Abraham Lincoln would never have gone to war to free the slaves, yet within a year of the commencement of hostilities this was the primary purpose of the continued prosecution of the Civil War. FDR had nothing against Hitler until the Japanese attacked Hawaii, yet he declared war on Germany immediately anyway. Certainly helping the Jews was not even on his radar scope, and Russia was our strongest ally in that conflict. In Viet Nam, the so-called "Domino Theory" was the raison d'etre of our entrance into the conflict, yet was not heard about for the last few years of hostilities, nor even in the Congressional debates which followed our withdrawal, as the administration sought to fund aid to support the regime in the South.

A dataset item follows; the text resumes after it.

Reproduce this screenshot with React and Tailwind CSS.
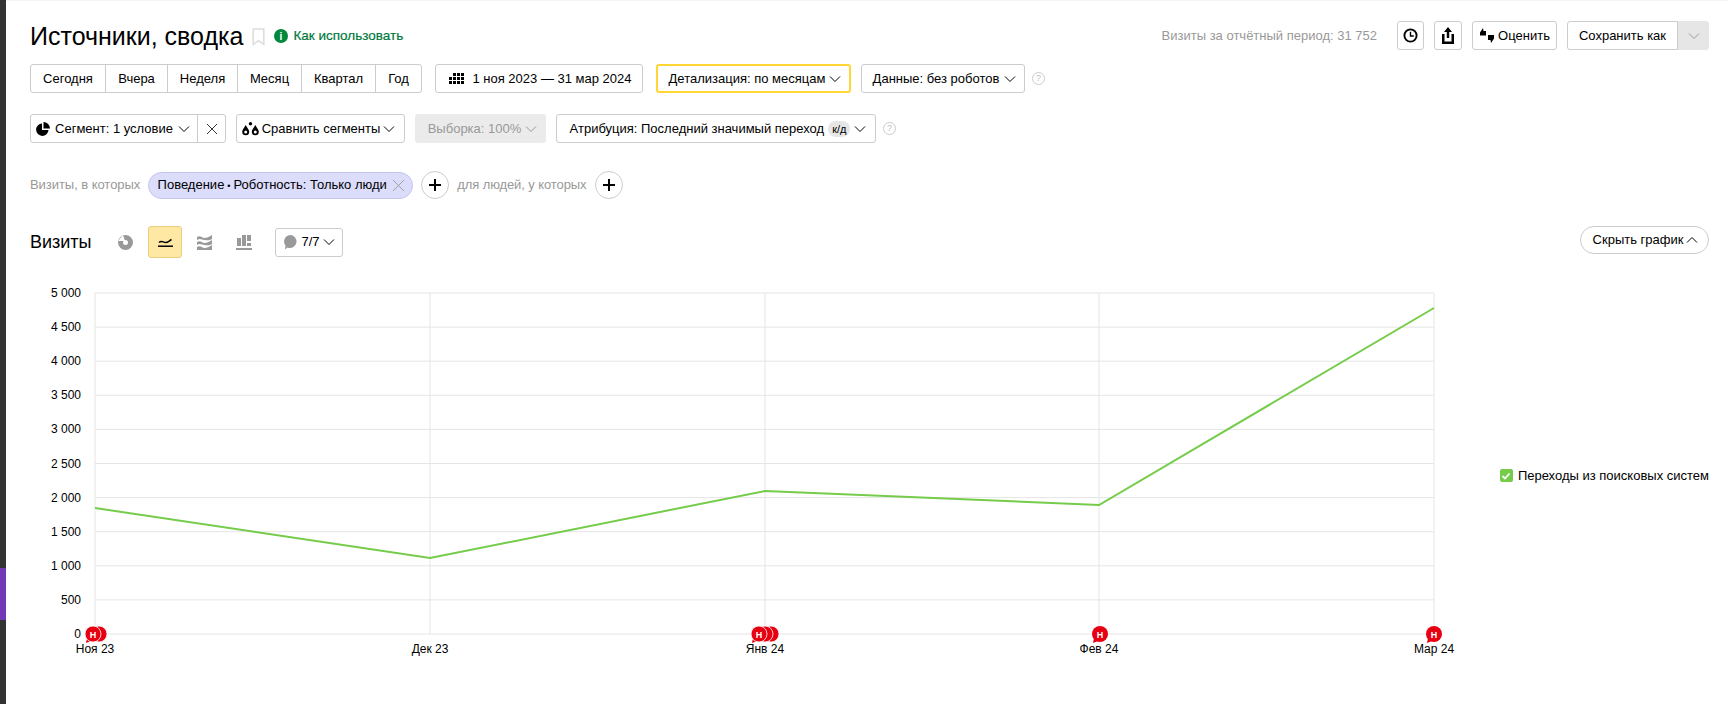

So it is not unusual for this nation to wait until after a war has begun, to settle upon a single, overarching reason to continue the conflict. In this case, our primary war aim has become the liberation of the people of Iraq. There is nothing to apologise for in this, and no reason to backtrack in our resolve to win the war and install the tools for the people of Iraq to create a government of their own. And if we do this, and there rises in Iraq a government by and for the people of Iraq, we might, we just might, be seen as having done the right thing.

We just might be able to please the Arab street, that is. Bush and Co. will never be able to please the self-hating American antiwar left. They will have to be dragged, licking and screaming, into the 21st Century.